Study on the evolution characteristics of molecular surface active sites of low-rank coal in low-temperature oxidation stage

Compared with other coal types of coal, low - metamorphic coal contains numerous active sites, making it susceptible to spontaneous combustion and posing significant risks during production, transportation, and storage. To further reveal the evolution characteristics and laws of low-rank coal's active sites during the process of low-temperature oxidation of coal (LTOC), X-ray photoelectron spectroscopy (XPS), 13C nuclear magnetic resonance (13C NMR), and Fourier transform infrared (FTIR) experiments were used to determine the basic structural parameters such as the valence state of non-carbon features, types of carbon elements in coal macromolecules, and structure and quantity of functional groups.

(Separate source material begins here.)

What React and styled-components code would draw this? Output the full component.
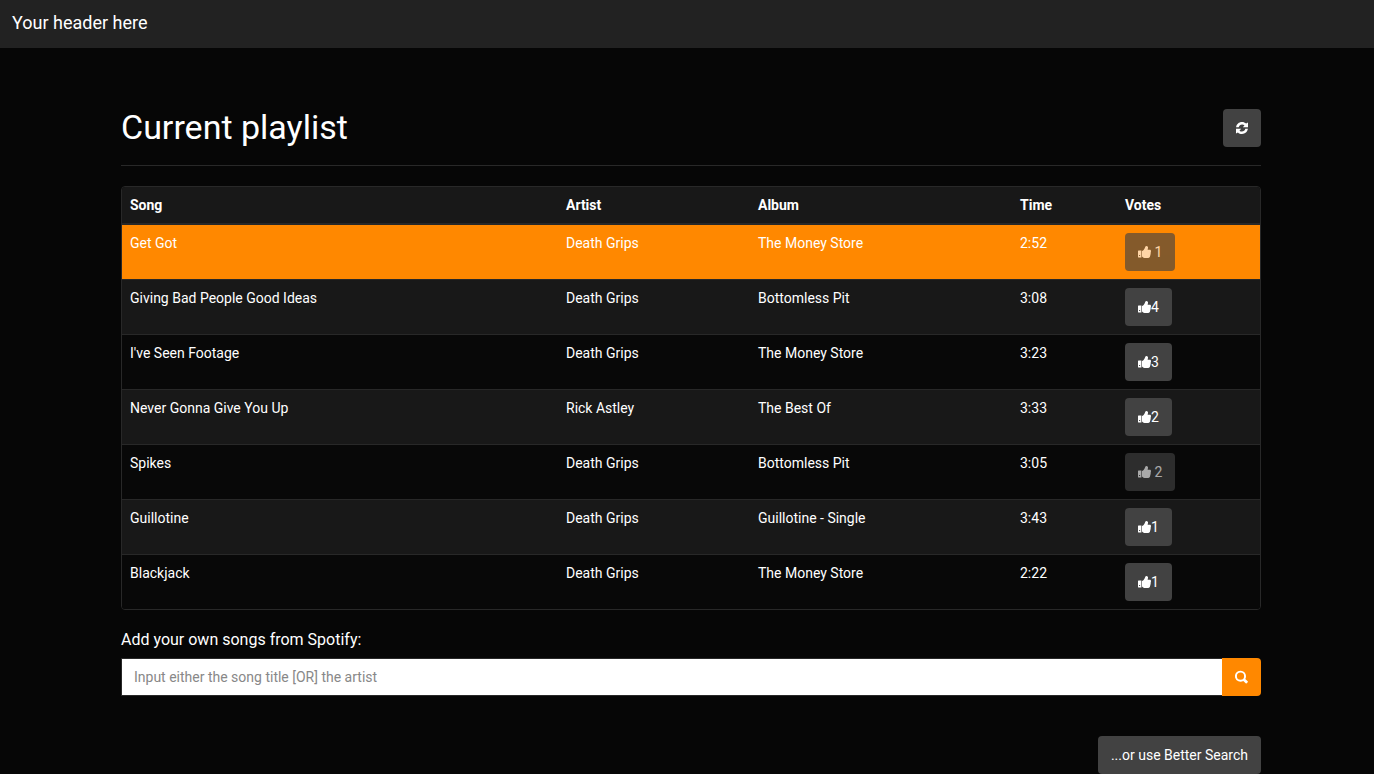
import React from "react";
import styled, { createGlobalStyle } from "styled-components";

const GlobalStyle = createGlobalStyle`
  *, *::before, *::after { box-sizing: border-box; }
  body {
    margin: 0;
    background: #060606;
    color: #fff;
    font-family: Roboto, "Liberation Sans", sans-serif;
    font-size: 14px;
    line-height: 20px;
  }
  button, input { font: inherit; }
`;

const Header = styled.header`
  height: 48px;
  padding: 12px;
  background: #222;
  font-size: 18px;
  line-height: 22px;
`;

const Main = styled.main`
  max-width: 1170px;
  margin: 0 auto;
  padding: 60px 11px 0 19px;
`;

const TitleBar = styled.div`
  display: flex;
  align-items: center;
  justify-content: space-between;
  padding-bottom: 17px;
  margin-bottom: 20px;
  border-bottom: 1px solid #282828;
`;

const Title = styled.h1`
  margin: 0;
  padding-bottom: 2px;
  font-size: 34px;
  line-height: 38px;
  font-weight: 400;
`;

const Button = styled.button`
  display: inline-flex;
  align-items: center;
  height: 38px;
  padding: 0 13px;
  border: 0;
  border-radius: 4px;
  background: #424242;
  color: #fff;
  white-space: pre;
  cursor: pointer;

  &:disabled {
    opacity: 0.65;
    cursor: not-allowed;
  }
`;

const RefreshButton = styled(Button)`
  padding: 0 12px;
`;

const SearchButton = styled(Button)`
  border-radius: 0 4px 4px 0;
  background: #ff8800;
`;

const Glyph = styled.svg`
  display: block;
  flex: none;
  fill: currentColor;
`;

const Frame = styled.div`
  border: 1px solid #282828;
  border-radius: 4px;
  overflow: hidden;
`;

const Table = styled.table`
  width: 100%;
  border-collapse: separate;
  border-spacing: 0;
  table-layout: fixed;
`;

const HeadCell = styled.th`
  width: ${(p) => p.$width};
  padding: 8px;
  border-bottom: 2px solid #282828;
  background: #181818;
  text-align: left;
  font-weight: 700;
`;

const Row = styled.tr`
  background: ${(p) => (p.$playing ? "#ff8800" : p.$shaded ? "#181818" : "#080808")};
`;

const Cell = styled.td`
  height: ${(p) => (p.$first ? "54px" : "55px")};
  padding: 8px;
  border-top: ${(p) => (p.$first ? "0" : "1px solid #282828")};
  vertical-align: top;
`;

const SearchLabel = styled.label`
  display: block;
  margin: 20px 0 8px;
  font-size: 16px;
`;

const SearchForm = styled.form`
  display: flex;
`;

const SearchInput = styled.input`
  flex: 1;
  min-width: 0;
  height: 38px;
  padding: 0 12px;
  border: 1px solid #282828;
  border-right: 0;
  border-radius: 0;
  background: #fff;
  color: #888;

  &::placeholder {
    color: #888;
    opacity: 1;
  }
`;

const Footer = styled.div`
  display: flex;
  justify-content: flex-end;
  margin-top: 40px;
`;

const ThumbsUp = () => (
  <Glyph width="13" height="14" viewBox="0 0 13 14" aria-hidden="true">
    <path
      fillRule="evenodd"
      d="M.4 5.6h3v6.9h-3a.4.4 0 0 1-.4-.4V6a.4.4 0 0 1 .4-.4zM1.1 10v1.1h1V10z"
    />
    <path d="M4 6C5.6 5.4 6.7 3.7 7.2 1.9 7.4 1.2 7.8.9 8.4.9c1.3 0 1.8 1 1.6 2.1L9.6 4.7h2.2c.8 0 1.2.6 1.2 1.3 0 .5-.1.9-.3 1.3.2.6.1 1.2-.2 1.7.1.6 0 1.2-.4 1.7 0 1.3-.7 2.1-1.9 2.3H7.5c-1.5 0-2.3-.4-2.9-1.1L4 11.6z" />
  </Glyph>
);

const Refresh = () => (
  <Glyph width="14" height="14" viewBox="0 0 14 14" aria-hidden="true">
    <path d="M1.1 6.2C1.5 3.2 3.9 1 7 1c1.6 0 3 .6 4.1 1.6L13 1.4v4.8H7.9l1.6-1.9C8.8 3.7 8 3.4 7.1 3.4c-1.7 0-3 1.1-3.4 2.8z" />
    <path d="M12.9 7.8c-.4 3-2.8 5.2-5.9 5.2-1.6 0-3-.6-4.1-1.6L1 12.6V7.8h5.1L4.5 9.7c.7.6 1.5.9 2.4.9 1.7 0 3-1.1 3.4-2.8z" />
  </Glyph>
);

const Search = () => (
  <Glyph width="13" height="14" viewBox="0 0 13 14" aria-hidden="true">
    <path
      fillRule="evenodd"
      d="M5.5.7a5.5 5.5 0 1 0 2.8 10.2l2.4 2.4c.3.3.7.3 1 0l1-1c.3-.3.3-.7 0-1l-2.4-2.4A5.5 5.5 0 0 0 5.5.7zm0 1.9a3.6 3.6 0 1 1 0 7.2 3.6 3.6 0 0 1 0-7.2z"
    />
  </Glyph>
);

const columns = [
  ["Song", "436px"],
  ["Artist", "192px"],
  ["Album", "262px"],
  ["Time", "105px"],
  ["Votes", "auto"],
];

const songs = [
  { title: "Get Got", artist: "Death Grips", album: "The Money Store", time: "2:52", votes: 1, voted: true, playing: true },
  { title: "Giving Bad People Good Ideas", artist: "Death Grips", album: "Bottomless Pit", time: "3:08", votes: 4 },
  { title: "I've Seen Footage", artist: "Death Grips", album: "The Money Store", time: "3:23", votes: 3 },
  { title: "Never Gonna Give You Up", artist: "Rick Astley", album: "The Best Of", time: "3:33", votes: 2 },
  { title: "Spikes", artist: "Death Grips", album: "Bottomless Pit", time: "3:05", votes: 2, voted: true },
  { title: "Guillotine", artist: "Death Grips", album: "Guillotine - Single", time: "3:43", votes: 1 },
  { title: "Blackjack", artist: "Death Grips", album: "The Money Store", time: "2:22", votes: 1 },
];

export default function App() {
  return (
    <>
      <GlobalStyle />
      <Header>Your header here</Header>
      <Main>
        <TitleBar>
          <Title>Current playlist</Title>
          <RefreshButton type="button" aria-label="Refresh playlist">
            <Refresh />
          </RefreshButton>
        </TitleBar>
        <Frame>
          <Table>
            <thead>
              <tr>
                {columns.map(([name, width]) => (
                  <HeadCell key={name} $width={width} scope="col">
                    {name}
                  </HeadCell>
                ))}
              </tr>
            </thead>
            <tbody>
              {songs.map((song, i) => (
                <Row key={song.title} $playing={song.playing} $shaded={i % 2 === 1}>
                  <Cell $first={i === 0}>{song.title}</Cell>
                  <Cell $first={i === 0}>{song.artist}</Cell>
                  <Cell $first={i === 0}>{song.album}</Cell>
                  <Cell $first={i === 0}>{song.time}</Cell>
                  <Cell $first={i === 0}>
                    <Button type="button" disabled={song.voted}>
                      <ThumbsUp />
                      {song.voted ? ` ${song.votes}` : song.votes}
                    </Button>
                  </Cell>
                </Row>
              ))}
            </tbody>
          </Table>
        </Frame>
        <SearchLabel htmlFor="song-search">Add your own songs from Spotify:</SearchLabel>
        <SearchForm onSubmit={(e) => e.preventDefault()}>
          <SearchInput
            id="song-search"
            type="text"
            placeholder="Input either the song title [OR] the artist"
          />
          <SearchButton type="submit" aria-label="Search">
            <Search />
          </SearchButton>
        </SearchForm>
        <Footer>
          <Button type="button">...or use Better Search</Button>
        </Footer>
      </Main>
    </>
  );
}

Combined with molecular modelling software (GaussView 6.0) and macromolecular calculation software (Grimme-XTB), macromolecular models of coal at different temperature points were constructed, and the surface energy field distribution was calculated. The number and energy change information of chemical and physical adsorption sites of low-rank coal during heating were obtained. The results show that during the LTOC, the chemical adsorption sites such as aliphatic hydrocarbons (-CH3/-CH2) have higher reactivity and can be converted into oxygen-containing functional groups (-CHO, -OH, -COOH); the number of physical adsorption sites increased first and then decreased, and reached the maximum at 50 degrees C. Coal exhibited a higher affinity for O2 at this temperature. The peroxide (-C-O-O-H) undergoes thermal decomposition, leading to H2O and weight loss of coal. The -C--O and -COO structures undergo decarboxylation to generate CO, CO2, and other gases. This study comprehensively revealed the evolution of active sites through two key coal oxygen processes, physical and chemical adsorption, based on the gradual temperature elevation of low-rank coal. This holds immense significance for improving and enriching the understanding of the mechanism of coal spontaneous combustion(CSC), preparing more targeted CSC inhibition, and formulating efficient fire prevention and extinguishing measures.